Émeutes: l’immigré et le criminel

par Valérie Lecasble |  publié le 09/07/2023

À force de faire l’amalgame entre émeutiers et immigration, la droite, dure, se confond avec l’extrême-droite

Eric Ciotti, président du parti les républicains - Photo Ludovic MARIN / AFP

La France gardera un goût amer des huit jours de violences urbaines qu’elle a dû subir après la mort de Nahel. L’épisode a révélé à quel point il est devenu difficile de vivre ensemble dans un pays qui ne sait plus tracer un destin commun à sa population ni donner de sens pour l’avenir à sa jeunesse. Le recul des idéologies, le recentrage sur soi, la remise en cause de l’autorité et les ratés de l’éducation ont installé une distance voire une défiance vis-à-vis du collectif.

Plus inquiétant : la polémique lancée par l’extrême droite et – c’est inédit – la droite, sur le lien direct entre émeutes et immigration. Chacun a certes le droit de s’interroger sur les raisons qui ont conduit une partie de la population des banlieues françaises à des attaques au mortier contre la police et aux pillages de magasins. Mais personne ne peut accepter qu’une partie de la classe politique s’obstine à en réduire les causes à la seule immigration.

Bruno Retailleau, président des Républicains au Sénat, (donc le représentant d’un parti traditionnel au sein d’ une institution de sages), a été le premier à mettre le feu aux poudres. Sur les émeutiers : « certes, ce sont des Français par leur identité, mais malheureusement pour la deuxième, troisième génération, il y a comme une sorte de régression vers les origines ethniques ». Avant lui, le patron des Républicains, Éric Ciotti , venait de réclamer la déchéance de nationalité française pour les binationaux condamnés en marge des émeutes.

Pourquoi ces déclarations choc, et choquantes, maintenant ? Peut-être parce que les Républicains, pris de panique après le fiasco de leurs prises de position sur les retraites, ont décidé de se rallier derrière l’étendard qu’ils croient le plus populaire : la lutte contre l’immigration.

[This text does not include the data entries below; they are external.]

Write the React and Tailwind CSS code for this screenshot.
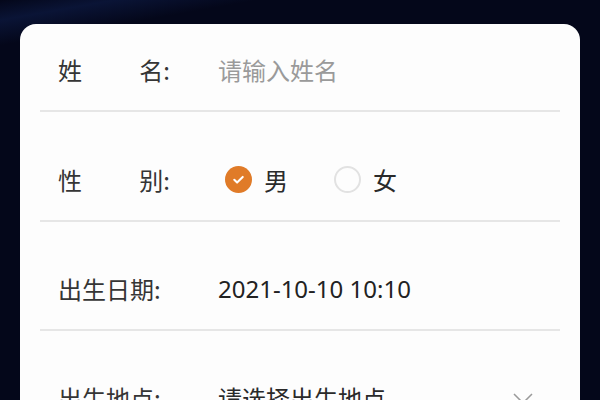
import React from "react";

const cjk = { fontFamily: '"Noto Sans CJK SC", "Noto Sans", sans-serif' };

function Label({ children }) {
	return (
		<div className="flex w-[160px] shrink-0 text-[24px] leading-[26px] text-[#353535]">
			{children}
		</div>
	);
}

function Radio({ checked, label }) {
	return (
		<div className="flex items-center gap-[12px]">
			{checked ? (
				<span className="flex h-[27px] w-[27px] items-center justify-center rounded-full bg-[#e07b28]">
					<svg width="15" height="15" viewBox="0 0 16 16" fill="none">
						<path
							d="M3.5 8.3l3 3 6-6"
							stroke="white"
							strokeWidth="2.2"
							strokeLinecap="round"
							strokeLinejoin="round"
						/>
					</svg>
				</span>
			) : (
				<span className="h-[27px] w-[27px] rounded-full border-2 border-[#e2e2e2]" />
			)}
			<span className="text-[24px] leading-[26px] text-[#2a2a2a]">{label}</span>
		</div>
	);
}

export default function App() {
	return (
		<div
			className="h-[400px] w-[600px] overflow-hidden bg-[#04071a] bg-[linear-gradient(170deg,#04071a_0%,#0a1436_4%,#04071a_9%,#04071a_100%)] px-[20px] pt-[24px]"
			style={cjk}
		>
			<div className="h-[420px] rounded-[16px] bg-[#fdfdfd] px-[20px]">
				<div className="flex items-center border-b-2 border-[#e6e6e6] pb-[27px] pl-[18px] pt-[33px]">
					<Label>
						<div className="flex w-[112px] justify-between">
							<span>姓</span>
							<span>名:</span>
						</div>
					</Label>
					<span className="text-[24px] leading-[26px] text-[#9a9a9a]">请输入姓名</span>
				</div>
				<div className="flex items-center border-b-2 border-[#e6e6e6] pb-[27px] pl-[18px] pt-[54px]">
					<Label>
						<div className="flex w-[112px] justify-between">
							<span>性</span>
							<span>别:</span>
						</div>
					</Label>
					<div className="flex items-center gap-[46px] pl-[7px]">
						<Radio checked label="男" />
						<Radio label="女" />
					</div>
				</div>
				<div className="flex items-center border-b-2 border-[#e6e6e6] pb-[27px] pl-[18px] pt-[54px]">
					<Label>
						<span>出生日期:</span>
					</Label>
					<span
						className="text-[24px] leading-[26px] text-[#222]"
						style={{ fontFamily: '"Noto Sans", "Noto Sans CJK SC", sans-serif' }}
					>
						2021-10-10 10:10
					</span>
				</div>
				<div className="flex items-center pb-[27px] pl-[18px] pt-[54px]">
					<Label>
						<span>出生地点:</span>
					</Label>
					<span className="flex-1 text-[24px] leading-[26px] text-[#2a2a2a]">请选择出生地点</span>
					<svg width="20" height="11" viewBox="0 0 20 11" fill="none" className="mr-[27px]">
						<path d="M1 1l9 9 9-9" stroke="#9a9a9a" strokeWidth="1.5" />
					</svg>
				</div>
			</div>
		</div>
	);
}
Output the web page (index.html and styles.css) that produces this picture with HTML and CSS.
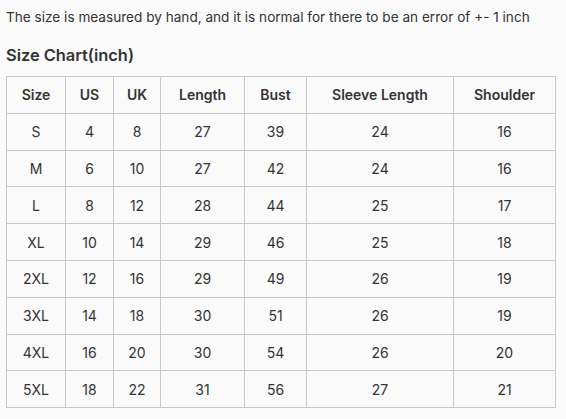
FILE: index.html
```html
<!DOCTYPE html>
<html>
<head>
<meta charset="utf-8">
<link rel="stylesheet" href="styles.css">
</head>
<body>
<p class="note">The size is measured by hand, and it is normal for there to be an error of +- 1 inch</p>
<h2 class="title">Size Chart(inch)</h2>
<table class="chart">
<colgroup>
<col class="c1"><col class="c2"><col class="c3"><col class="c4"><col class="c5"><col class="c6"><col class="c7">
</colgroup>
<thead>
<tr><th>Size</th><th>US</th><th>UK</th><th>Length</th><th>Bust</th><th>Sleeve Length</th><th>Shoulder</th></tr>
</thead>
<tbody>
<tr><td>S</td><td>4</td><td>8</td><td>27</td><td>39</td><td>24</td><td>16</td></tr>
<tr><td>M</td><td>6</td><td>10</td><td>27</td><td>42</td><td>24</td><td>16</td></tr>
<tr><td>L</td><td>8</td><td>12</td><td>28</td><td>44</td><td>25</td><td>17</td></tr>
<tr><td>XL</td><td>10</td><td>14</td><td>29</td><td>46</td><td>25</td><td>18</td></tr>
<tr><td>2XL</td><td>12</td><td>16</td><td>29</td><td>49</td><td>26</td><td>19</td></tr>
<tr><td>3XL</td><td>14</td><td>18</td><td>30</td><td>51</td><td>26</td><td>19</td></tr>
<tr><td>4XL</td><td>16</td><td>20</td><td>30</td><td>54</td><td>26</td><td>20</td></tr>
<tr><td>5XL</td><td>18</td><td>22</td><td>31</td><td>56</td><td>27</td><td>21</td></tr>
</tbody>
</table>
</body>
</html>
```
FILE: styles.css
```css
html, body {
  margin: 0;
  background: #fafafa;
}
body {
  padding: 7px 6px 0 6px;
  font-family: Inter, "Liberation Sans", sans-serif;
  color: #333;
}
.note {
  margin: 0;
  font-size: 13.6px;
  line-height: 20px;
}
.title {
  margin: 17px 0 0 0;
  font-size: 16.4px;
  line-height: 22px;
  font-weight: 600;
}
.chart {
  margin-top: 10px;
  border-collapse: collapse;
  table-layout: fixed;
  width: 549px;
  font-size: 14px;
}
.c1 { width: 59px; }
.c2 { width: 48px; }
.c3 { width: 47px; }
.c4 { width: 84px; }
.c5 { width: 62px; }
.c6 { width: 147px; }
.c7 { width: 102px; }
.chart th, .chart td {
  border: 1px solid #c8c8c8;
  text-align: center;
  vertical-align: middle;
  height: 35.8px;
  padding: 0;
}
.chart th {
  font-weight: 600;
}
.chart td {
  font-weight: 400;
}
```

Une majorité de Français considère désormais qu’il y a trop d’immigrés en France – jusqu’à 48% parmi les électeurs… socialistes. La droite fait donc d’une pierre deux coups : se différencier de la majorité présidentielle et chasser sur les terres du Rassemblement National.

Le danger est qu’à force de dériver vers l’extrême droite, ils finissent par s’y assimiler. Ceux-ci d’ailleurs les applaudissent. Mathieu Bock-Coté – essayiste canadien d’origine extraeuropéenne – connu pour ses thèses conservatrices et nationalistes de défense de l’identité nationale, leur délivre un blanc-seing, dans le Figaro. Et le zemmouriste Pierre Brochand, l’ex-patron de la Direction générale des services extérieurs (DGSE) sous Nicolas Sarkozy, a emboîté le pas, lui qui considère depuis des lustres l’immigration comme responsable de tous les maux français.

Il ne s’agit pas ici de faire l’autruche. Il est vrai qu’une partie de la jeunesse française d’origine étrangère ne se reconnaît plus dans le modèle de l’État français. Concentrés dans des ghettos hors la ville, face aux contrôles incessants de la police, ils n’ont plus qu’une envie : la défier, voire l’affronter. Quant au trafic de drogue en banlieue, il gangrène toutes les relations avec le reste de la société.

Peut-on pour autant tout réduire à l’immigration ? Rien ne sert de fustiger à grands cris les immigrés ou leurs enfants indociles. Le fait est qu’ils sont Français. Et en cinquante ans, la France elle-même a changé. Elle inclut aujourd’hui une diversité qui est aussi devenue sa richesse. Vouloir renier cette réalité ? C’est un peu tard.